Oriented Synthesis of Pyridinic‑N Dopant within the Highly Efficient Multifunction Carbon-Based Materials for Oxygen Transformation and Energy Storage
journal contributionposted on 08.07.2020, 17:14 by Fantao Kong, Yu Qiao, Chaoqi Zhang, Xiaohong Fan, Qingbiao Zhao, Aiguo Kong, Yongkui Shan
Developing highly active metal-free electrode materials via inexpensive and earth-abundant resources is of paramount importance for improving the energy-conversion and -storage efficiency and promoting the large scale development of renewable energy. Herein, the high density pyridinic-N doped graphene–nanotube complexes with hierarchical networks (denoted NGTB) are fabricated based on a facile and efficient two-step control synthetic strategy using urea as the nitrogen source and boric acid (H3BO3) as the splicing agent. These controls and manipulations can significantly enhance the connection between the few-layer graphene and carbon nanotubes and create abundant defects that affect the electronic structure of the carbon matrix and contribute to the oriented synthesis of the desired pyridinic-N species. The derived NGTB-900 displays the excellent performance for catalyzing oxygen reduction reaction (ORR) and energy storage.
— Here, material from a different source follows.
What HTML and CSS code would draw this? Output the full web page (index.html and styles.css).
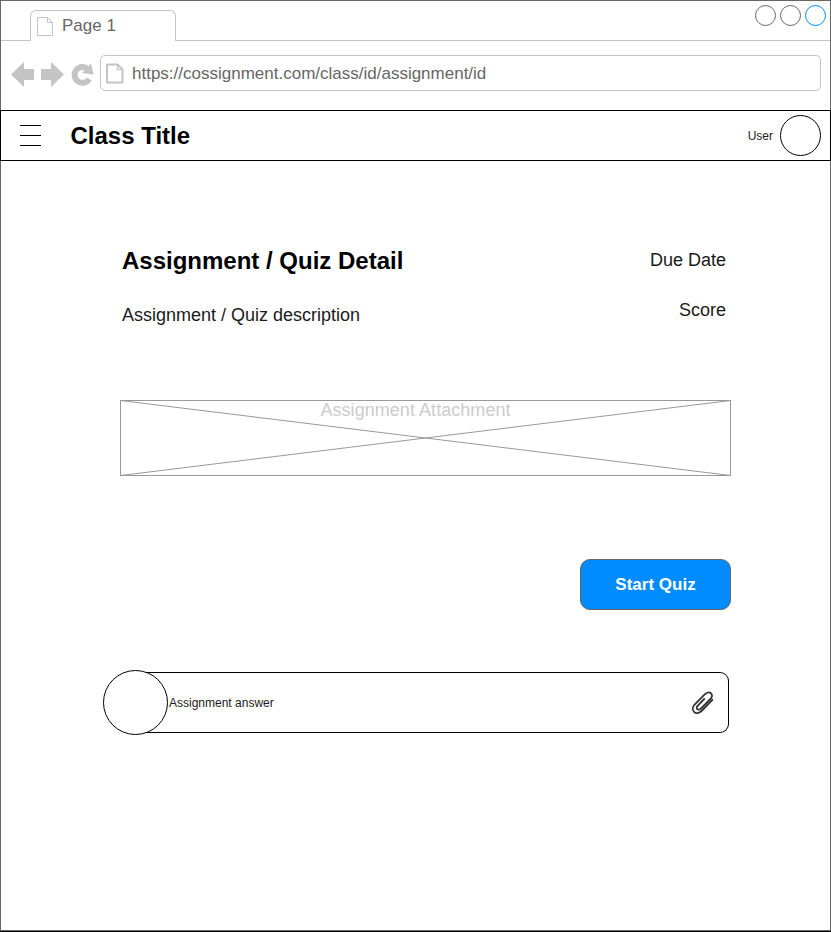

The liquid zinc–air battery (ZAB) using NGTB-900 as the cathode catalyst affords a higher open-circuit voltage (1.54 V), power density (149 mW cm–2), and specific capacity (873 mAh gZn–1), as well as excellent cycling stability over the noble-metal counterparts (Pt/C; Pt/C + IrO2). This work provides an effective strategy for taking advantage of the abundant and low-cost resources to construct the highly efficient multifunction carbon-based materials for promising the large scale development of the renewable energy conversion and storage technologies.